Geschafft ist zum Schluss auch Manuela aus Dortmund. Die 50-Jährige spürt, wie es in ihren Beinen pocht. Sie gehört zu jenen, die sich heute gleich sechs Stunden Zumba gönnten. "Drei Stunden Fortbildung in der Solewelt Bad Salzungen, dann noch drei Stunden im Bergwerk. Aber hier Zumba zu machen, war eine tolle Idee und super organisiert von Sandra. Das wird sich in der Zumba-Szene schnell verbreiten." Die für ihr Organisations-Talent Gelobte ist Sandra Kretzing aus Pinneberg. Seit mehr als 20 Jahren ist sie Fitness-, seit fünf Jahren Zumba-Trainerin und gibt Kurse im Hamburger Umland. Gemeinsam mit ihrem Mann Andre organisiert sie inzwischen auch regelmäßig große Fitnesspartys.

Organisatoren sind zufrieden

Auf die Konzerthalle unter Tage in Merkers sind die beiden aber eher zufällig aufmerksam geworden. Bei einem Urlaub in Hessen besuchten sie ihren Freund und dessen Kletterpark im Erlebnisbergwerk. Die Idee reifte, hier Zumba zu machen. Das Ergebnis: "Eine supertolle, fröhliche Stimmung, die sich herumspricht und eine wunderbare Werbung für das Bergwerk ist.
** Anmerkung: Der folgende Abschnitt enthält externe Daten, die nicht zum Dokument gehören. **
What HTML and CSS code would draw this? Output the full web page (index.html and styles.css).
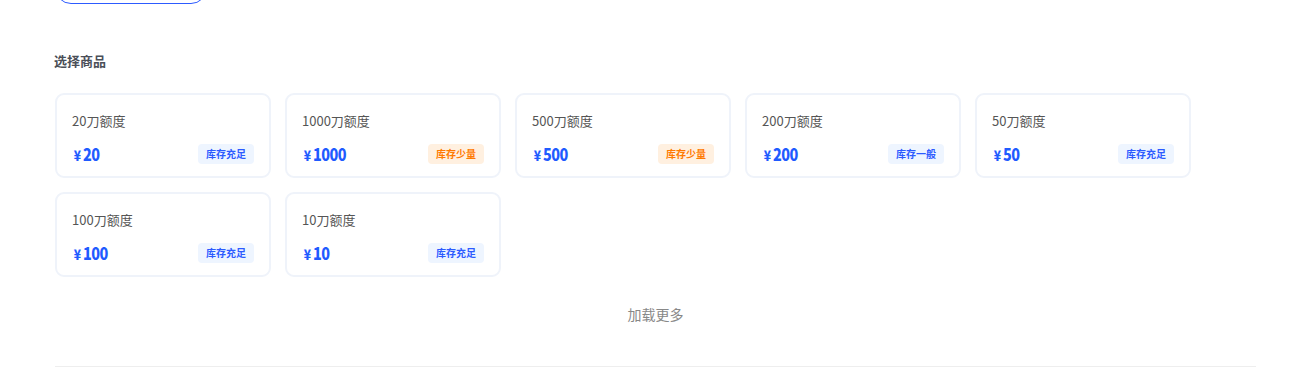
FILE: index.html
```html
<!DOCTYPE html>
<html lang="zh">
<head>
<meta charset="utf-8">
<link rel="stylesheet" href="styles.css">
</head>
<body>
<div class="page">
  <div class="top-btn"></div>
  <h3 class="section-title">选择商品</h3>
  <div class="grid">
    <div class="card"><div class="name">20刀额度</div><div class="row"><span class="price"><span class="yen">¥</span>20</span><span class="tag ok">库存充足</span></div></div>
    <div class="card"><div class="name">1000刀额度</div><div class="row"><span class="price"><span class="yen">¥</span>1000</span><span class="tag low">库存少量</span></div></div>
    <div class="card"><div class="name">500刀额度</div><div class="row"><span class="price"><span class="yen">¥</span>500</span><span class="tag low">库存少量</span></div></div>
    <div class="card"><div class="name">200刀额度</div><div class="row"><span class="price"><span class="yen">¥</span>200</span><span class="tag ok">库存一般</span></div></div>
    <div class="card"><div class="name">50刀额度</div><div class="row"><span class="price"><span class="yen">¥</span>50</span><span class="tag ok">库存充足</span></div></div>
    <div class="card"><div class="name">100刀额度</div><div class="row"><span class="price"><span class="yen">¥</span>100</span><span class="tag ok">库存充足</span></div></div>
    <div class="card"><div class="name">10刀额度</div><div class="row"><span class="price"><span class="yen">¥</span>10</span><span class="tag ok">库存充足</span></div></div>
  </div>
  <div class="more">加载更多</div>
  <div class="divider"></div>
</div>
</body>
</html>
```
FILE: styles.css
```css
html, body { margin: 0; padding: 0; background: #fff; }
body { font-family: "Noto Sans CJK SC", "Noto Sans", sans-serif; color: #333; }
.page { width: 1201px; margin-left: 55px; }
.top-btn {
  width: 152px; height: 32px; margin-top: -28px;
  border: 1px solid #2d5bff; border-radius: 17px;
  box-sizing: border-box;
}
.section-title {
  margin: 47px 0 0 -1px; font-size: 13px; line-height: 20px; font-weight: 700; color: #4a4f58;
}
.grid {
  margin-top: 22px;
  display: grid; grid-template-columns: repeat(5, 216px); column-gap: 14px; row-gap: 14px;
}
.card {
  box-sizing: border-box; height: 85px;
  border: 2px solid #eff3fa; border-radius: 9px;
  padding: 16px 15px 0 15px;
}
.name { font-size: 13px; line-height: 20px; color: #555; }
.row { display: flex; justify-content: space-between; align-items: center; margin-top: 13px; height: 20px; }
.price {
  font-family: "Noto Sans CJK SC", sans-serif; line-height: 20px;
  font-weight: 900; font-size: 17px; color: #1f5bff; padding-left: 2px; letter-spacing: -0.6px;
  display: inline-block; transform: scaleX(0.85); transform-origin: left center;
}
.yen { font-size: 14px; margin-right: 3px; }
.tag {
  font-size: 10px; line-height: 20px; font-weight: 700; padding: 0 8px; border-radius: 4px;
}
.tag.ok { background: #eef5ff; color: #2d5bff; }
.tag.low { background: #fff0e0; color: #ff7a00; }
.more { text-align: center; margin-top: 27px; font-size: 14px; line-height: 20px; color: #888; }
.divider { margin-top: 42px; height: 1px; background: #eeeeee; }
```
Die Leute sind ja wirklich aus aller Welt hier angereist", freut sich auch Wolf-Henning Schorn, der Chef vom Kletterpark. Sandra ist zufrieden mit dem Erfolg. "Es war schwierig, die Einmaligkeit dieses Events zu transportieren. Viele konnten sich gar nicht vorstellen, wie groß das hier ist. Aber schon die Einfahrt war ein Erlebnis und die Bergleute sind Klasse."

Das hört sicher auch Lutz Boehnke gern. Denn er hat ebenfalls einen guten Job gemacht - obwohl er keine Ahnung von Zumba hat. Der Leimbacher ist Fördermaschinist und seit 37 Jahren im Bergwerk. Er hat über der Erde am Leitpult darüber gewacht, dass auch diese etwas verrückte Gemeinschaft gut runter und wieder herauf kommt. Ist sie. Geschafft, aber glücklich. Und in der Hoffnung auf eine weitere Zumba-Party unter Tage.